INFORMATION PROVIDED —
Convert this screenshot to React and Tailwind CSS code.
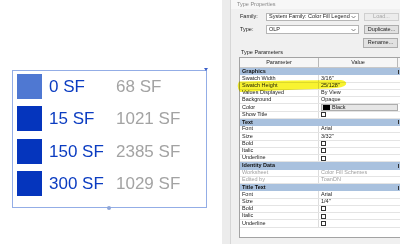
import React from "react";

const legend = [
  { c: "bg-[#4f78d2]", a: "0 SF", b: "68 SF" },
  { c: "bg-[#0535bd]", a: "15 SF", b: "1021 SF" },
  { c: "bg-[#0535bd]", a: "150 SF", b: "2385 SF" },
  { c: "bg-[#0535bd]", a: "300 SF", b: "1029 SF" },
];

const rows = [
  { h: "Graphics" },
  { p: "Swatch Width", v: '3/16"' },
  { p: "Swatch Height", v: '25/128"' },
  { p: "Values Displayed", v: "By View" },
  { p: "Background", v: "Opaque" },
  { p: "Color", color: true },
  { p: "Show Title", cb: true },
  { h: "Text" },
  { p: "Font", v: "Arial" },
  { p: "Size", v: '3/32"' },
  { p: "Bold", cb: true },
  { p: "Italic", cb: true },
  { p: "Underline", cb: true },
  { h: "Identity Data" },
  { p: "Worksheet", v: "Color Fill Schemes", dis: true },
  { p: "Edited by", v: "ToanDN", dis: true },
  { h: "Title Text" },
  { p: "Font", v: "Arial" },
  { p: "Size", v: '1/4"' },
  { p: "Bold", cb: true },
  { p: "Italic", cb: true },
  { p: "Underline", cb: true },
];

function Chevron() {
  return (
    <svg width="5" height="4" viewBox="0 0 5 4" className="shrink-0">
      <path d="M0.5 1 L2.5 3 L4.5 1" stroke="#555" strokeWidth="0.7" fill="none" />
    </svg>
  );
}

function Checkbox() {
  return <div className="w-[5px] h-[5px] border-[0.8px] border-[#333] bg-white" />;
}

export default function App() {
  return (
    <div
      className="w-[400px] h-[244px] flex bg-white overflow-hidden relative"
      style={{ fontFamily: '"Liberation Sans", Arial, sans-serif' }}
    >
      {/* Legend area */}
      <div className="w-[222px] h-full pt-[70px] pl-[12px]">
        <div className="relative w-[195px] h-[138px] border border-[#93ade6] pl-[4px] pt-[3px] flex flex-col gap-[7.25px]">
          {legend.map((r, i) => (
            <div key={i} className="flex items-center h-[25px]">
              <div className={`w-[25px] h-[25px] ${r.c}`} />
              <div className="ml-[7px] w-[67px] text-[17px] leading-none text-[#0b3cc1]">{r.a}</div>
              <div className="text-[17px] leading-none text-[#a3a3a3]">{r.b}</div>
            </div>
          ))}
          <div className="absolute right-[-2px] top-[-3px] w-0 h-0 border-l-[2px] border-r-[2px] border-t-[3px] border-l-transparent border-r-transparent border-t-[#3b5fc9]" />
          <div className="absolute left-[94px] bottom-[-2.5px] w-[4px] h-[4px] rounded-full bg-[#8ea6d8]" />
        </div>
      </div>

      {/* Side strip */}
      <div className="w-[8px] h-full bg-[#ececec]" />

      {/* Dialog */}
      <div className="flex-1 h-full bg-[#f0f0f0] border-l border-[#d6d6d6] flex flex-col text-[5.5px] leading-none text-[#222]">
        <div className="h-[9px] bg-[#f7f7f7] flex items-center pl-[6px] text-[#8a8a8a]">Type Properties</div>
        {/* Family row */}
        <div className="mt-[4px] h-[8px] flex items-center pl-[9px]">
          <div className="w-[26px]">Family:</div>
          <div className="w-[93px] h-full bg-white border-[0.8px] border-[#b5b5b5] flex items-center justify-between px-[2px]">
            <span>System Family: Color Fill Legend</span>
            <Chevron />
          </div>
          <div className="ml-[5px] w-[35px] h-full border-[0.8px] border-[#cfcfcf] bg-[#ececec] flex items-center justify-center text-[#a8a8a8]">
            Load...
          </div>
        </div>
        {/* Type row */}
        <div className="mt-[4px] h-[9px] flex items-center pl-[9px]">
          <div className="w-[26px]">Type:</div>
          <div className="w-[93px] h-full bg-white border-[0.8px] border-[#b5b5b5] flex items-center justify-between px-[2px]">
            <span>OLP</span>
            <Chevron />
          </div>
          <div className="ml-[5px] w-[35px] h-full border-[0.8px] border-[#adadad] bg-[#e1e1e1] flex items-center justify-center">
            Duplicate...
          </div>
        </div>
        {/* Rename row */}
        <div className="mt-[4px] h-[10px] flex justify-end pr-[2px]">
          <div className="w-[35px] h-full border-[0.8px] border-[#adadad] bg-[#e1e1e1] flex items-center justify-center">
            Rename...
          </div>
        </div>
        <div className="h-[9px] flex items-center pl-[10px]">Type Parameters</div>

        {/* Table */}
        <div className="ml-[8px] flex-1 mb-[6px] bg-white border border-[#a3a3a3] border-r-0 flex flex-col relative">
          <div className="h-[10px] flex border-b border-[#c8c8c8] bg-[#f6f6f6]">
            <div className="w-[79px] border-r border-[#b8b8b8] flex items-center justify-center">Parameter</div>
            <div className="flex-1 flex items-center justify-center border-r border-[#b8b8b8] mr-[2px]">Value</div>
          </div>
          {rows.map((r, i) =>
            r.h ? (
              <div key={i} className="h-[7.25px] bg-[#a9c1de] flex items-center justify-between pl-[2px] pr-[1px] font-bold text-[#111]">
                <span>{r.h}</span>
                <span className="w-[1px] h-[4px] bg-[#333]" />
              </div>
            ) : (
              <div key={i} className="h-[7.25px] flex border-b-[0.5px] border-[#e4e4e4]">
                <div className={`w-[79px] border-r-[0.5px] border-[#dcdcdc] flex items-center pl-[2px] ${r.dis ? "text-[#a0a0a0]" : ""}`}>
                  {r.p}
                </div>
                <div className={`flex-1 flex items-center pl-[2px] ${r.dis ? "text-[#a0a0a0]" : ""}`}>
                  {r.cb ? (
                    <Checkbox />
                  ) : r.color ? (
                    <div className="h-full flex-1 mr-[2px] border-[0.6px] border-[#adadad] bg-[#e6e6e6] flex items-center gap-[2px] pl-[1px]">
                      <div className="w-[7px] h-[5px] bg-black" />
                      <span>Black</span>
                    </div>
                  ) : (
                    r.v
                  )}
                </div>
              </div>
            )
          )}
        </div>
      </div>

      {/* Highlighter annotation */}
      <svg className="absolute left-0 top-0 pointer-events-none mix-blend-multiply" width="400" height="244" viewBox="0 0 400 244">
        <path
          d="M239 81.5 Q290 80 341 80 Q347 81 346 84.5 Q344 88 330 88.5 L300 89.5 Q270 90.5 240 92 Q236 87 239 81.5 Z"
          fill="#f7f21a"
          opacity="0.9"
        />
      </svg>
    </div>
  );
}
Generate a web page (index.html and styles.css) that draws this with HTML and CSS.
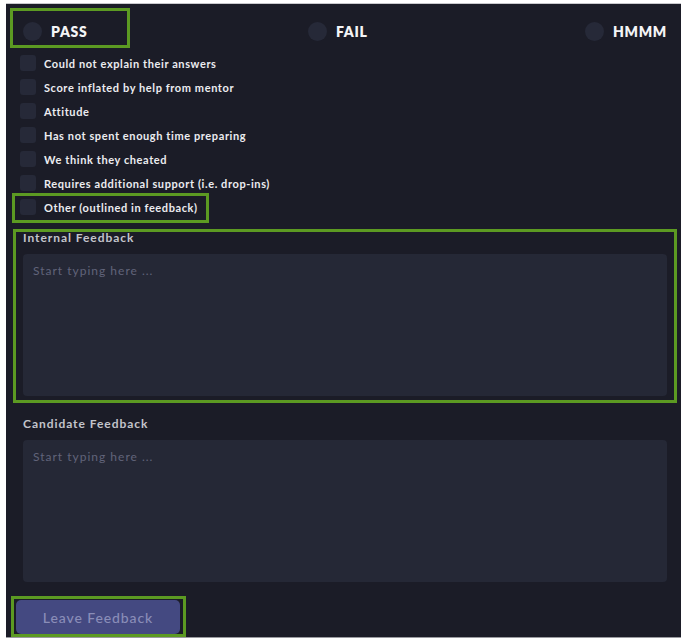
FILE: index.html
```html
<!DOCTYPE html>
<html>
<head>
<meta charset="utf-8">
<link rel="stylesheet" href="styles.css">
</head>
<body>
<div class="panel">
  <div class="radios">
    <div class="radio pass hl"><span class="dot"></span><span class="rlabel">PASS</span></div>
    <div class="radio fail"><span class="dot"></span><span class="rlabel">FAIL</span></div>
    <div class="radio hmmm"><span class="dot"></span><span class="rlabel">HMMM</span></div>
  </div>
  <div class="checks">
    <div class="check"><span class="box"></span><span>Could not explain their answers</span></div>
    <div class="check"><span class="box"></span><span>Score inflated by help from mentor</span></div>
    <div class="check"><span class="box"></span><span>Attitude</span></div>
    <div class="check"><span class="box"></span><span>Has not spent enough time preparing</span></div>
    <div class="check"><span class="box"></span><span>We think they cheated</span></div>
    <div class="check"><span class="box"></span><span>Requires additional support (i.e. drop-ins)</span></div>
    <div class="check other hl"><span class="box"></span><span>Other (outlined in feedback)</span></div>
  </div>
  <div class="fields">
    <div class="field internal hl">
      <label class="flabel">Internal Feedback</label>
      <textarea class="ta" placeholder="Start typing here ..."></textarea>
    </div>
    <div class="field candidate">
      <label class="flabel">Candidate Feedback</label>
      <textarea class="ta" placeholder="Start typing here ..."></textarea>
    </div>
  </div>
  <div class="actions">
    <button class="btn hl">Leave Feedback</button>
  </div>
</div>
</body>
</html>
```

FILE: styles.css
```css
html, body {
  margin: 0;
  padding: 0;
  background: #ffffff;
}
body {
  font-family: "Lato", "Noto Sans", sans-serif;
}
.panel {
  margin: 3px 0 0 6px;
  width: 675px;
  height: 633px;
  background: #1b1c27;
  border-top: 1px solid #c9c9cd;
  border-bottom: 1px solid #9a9aa0;
  box-sizing: content-box;
}
.hl {
  position: relative;
}
.hl::after {
  content: "";
  position: absolute;
  border: 3px solid #5c9a22;
  pointer-events: none;
}
.radios {
  display: flex;
  padding: 4px 1px 0 4px;
}
.radio {
  display: flex;
  align-items: center;
  gap: 9px;
  height: 40px;
  box-sizing: border-box;
  padding: 13px 13px 7px 13px;
}
.radio.pass { width: 120px; }
.radio.pass::after { inset: 0; }
.radio.fail { margin-left: 165px; }
.radio.hmmm { margin-left: auto; }
.dot {
  width: 19px;
  height: 19px;
  border-radius: 50%;
  background: #262938;
  flex: none;
}
.rlabel {
  color: #f4f4f6;
  font-weight: 800;
  font-size: 14px;
  letter-spacing: 0.7px;
}
.checks {
  display: flex;
  flex-direction: column;
  align-items: flex-start;
  padding-left: 14px;
  margin-top: 3px;
}
.check {
  display: flex;
  align-items: center;
  gap: 8px;
  height: 24px;
  color: #ececf0;
  font-size: 11px;
  font-weight: 700;
  letter-spacing: 0.6px;
}
.box {
  width: 16px;
  height: 16px;
  border-radius: 3px;
  background: #262938;
  flex: none;
}
.check.other::after {
  top: -2px;
  bottom: -4px;
  left: -8px;
  right: -11px;
}
.fields {
  padding: 0 14px 0 17px;
  margin-top: 11px;
}
.field {
  display: flex;
  flex-direction: column;
}
.field + .field {
  margin-top: 20px;
}
.field.internal::after {
  top: -1px;
  bottom: -7px;
  left: -10px;
  right: -10px;
}
.flabel {
  font-size: 12px;
  line-height: 16px;
  font-weight: 700;
  color: #c3c4cb;
  letter-spacing: 0.95px;
}
.ta {
  margin-top: 8px;
  height: 142px;
  box-sizing: border-box;
  background: #252836;
  border: none;
  border-radius: 4px;
  padding: 9px 10px;
  resize: none;
  font-family: "Lato", "Noto Sans", sans-serif;
  font-size: 12px;
  line-height: 16px;
  color: #d0d0d8;
  outline: none;
}
.ta::placeholder {
  color: #61647a;
  letter-spacing: 1px;
}
.actions {
  padding-left: 10px;
  margin-top: 18px;
}
.btn {
  width: 164px;
  height: 34px;
  border: none;
  border-radius: 5px;
  background: #444981;
  color: #8a8db8;
  font-family: "Lato", "Noto Sans", sans-serif;
  font-size: 14px;
  font-weight: 500;
  letter-spacing: 0.9px;
  padding: 0;
}
.btn.hl::after {
  top: -4px;
  bottom: -3px;
  left: -5px;
  right: -6px;
}
```
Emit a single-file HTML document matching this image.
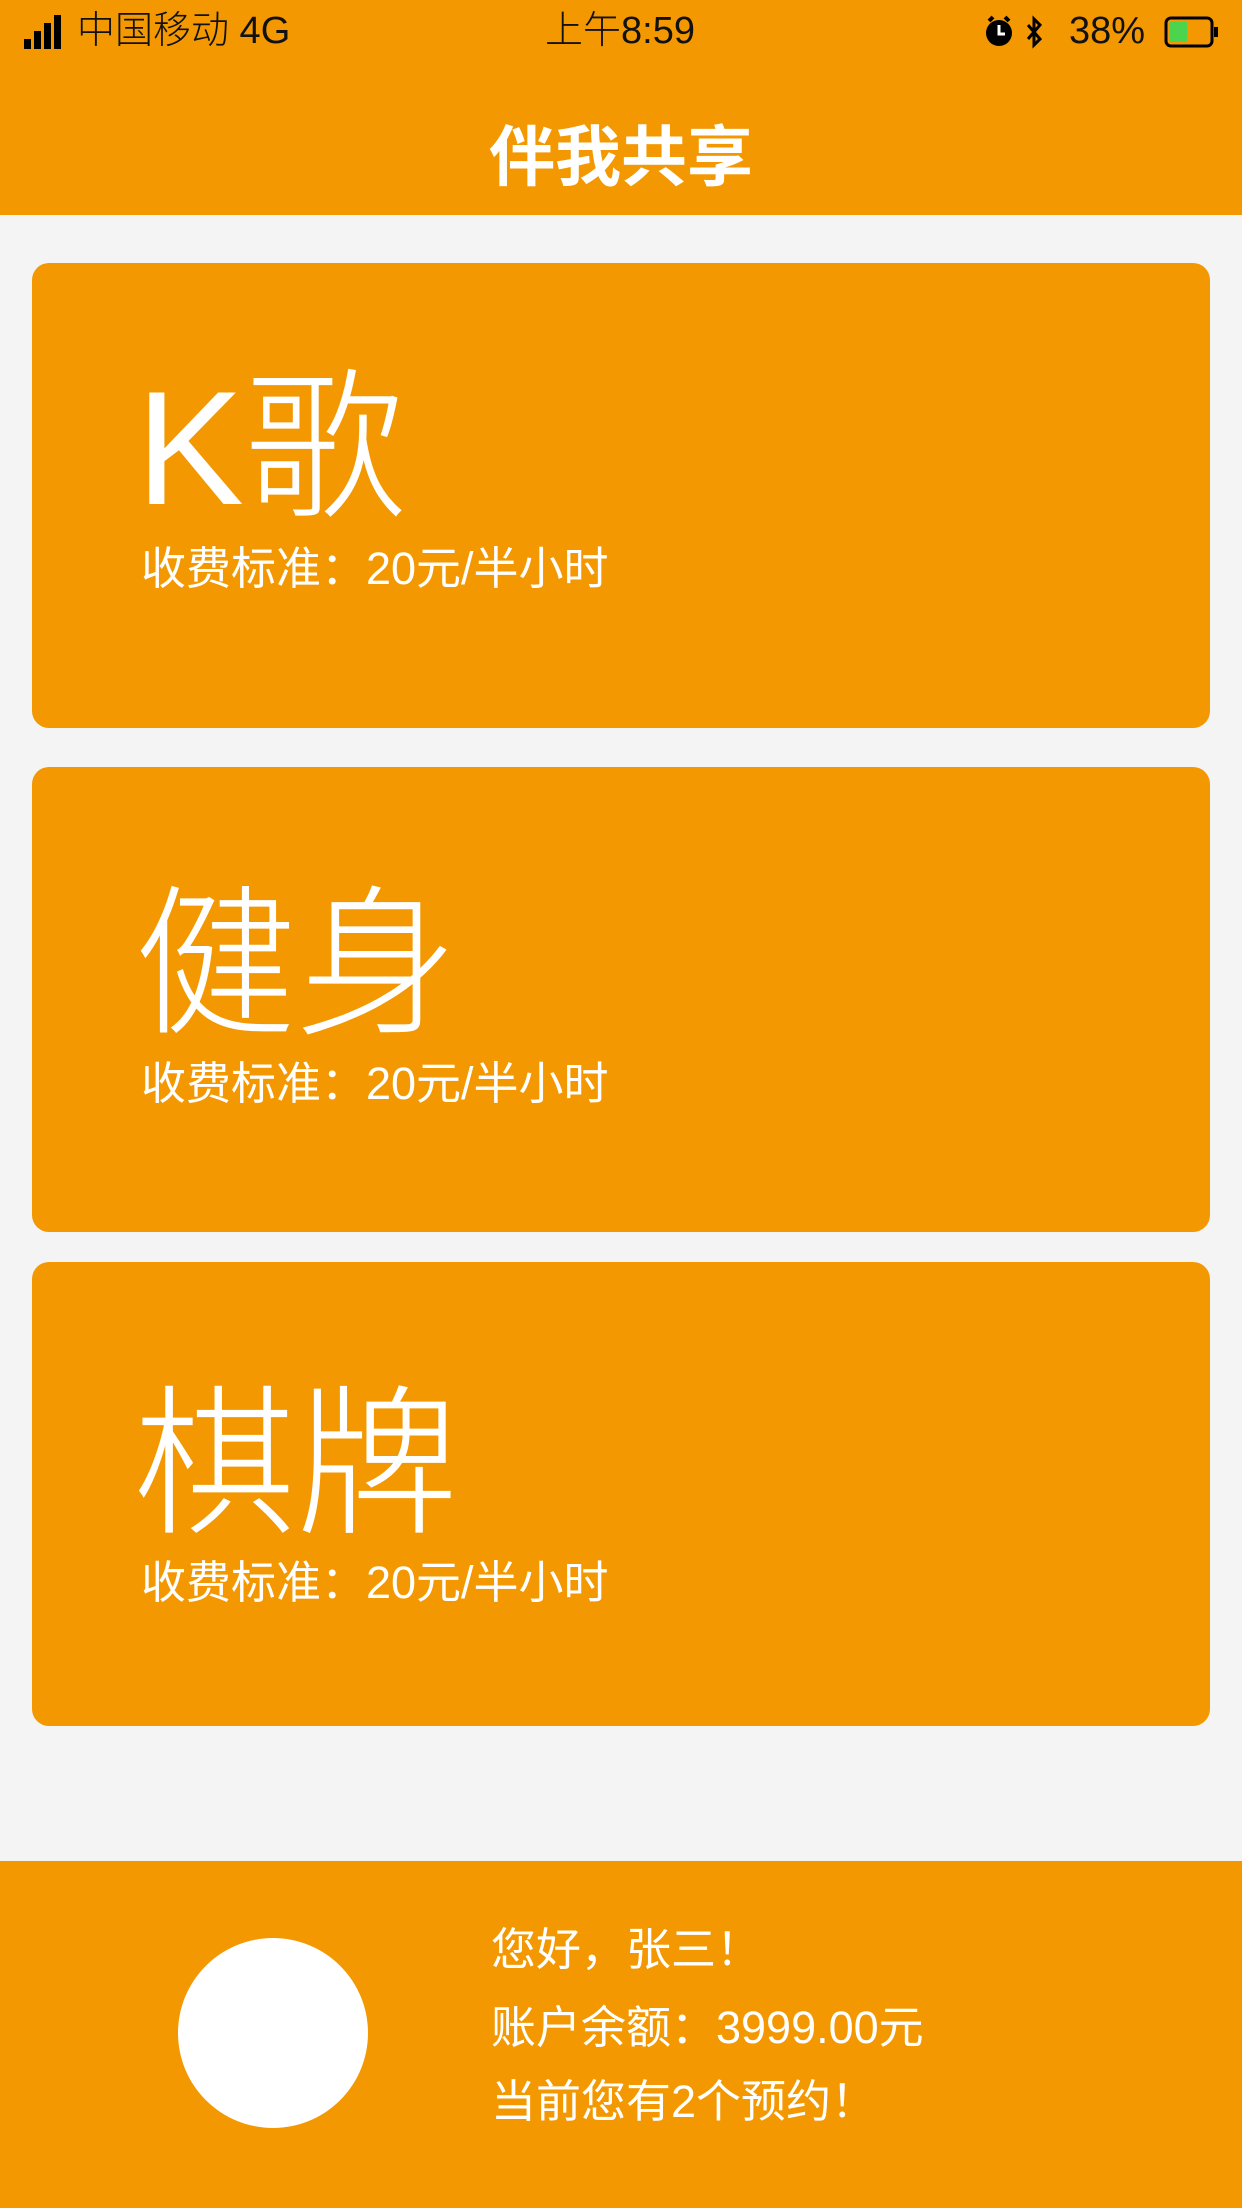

TASK INSTRUCTIONS —
From the entries above, extract each line containing "index".

CORRECT OUTPUT —
Generate a web page (index.html and styles.css) that draws this with HTML and CSS.
FILE: index.html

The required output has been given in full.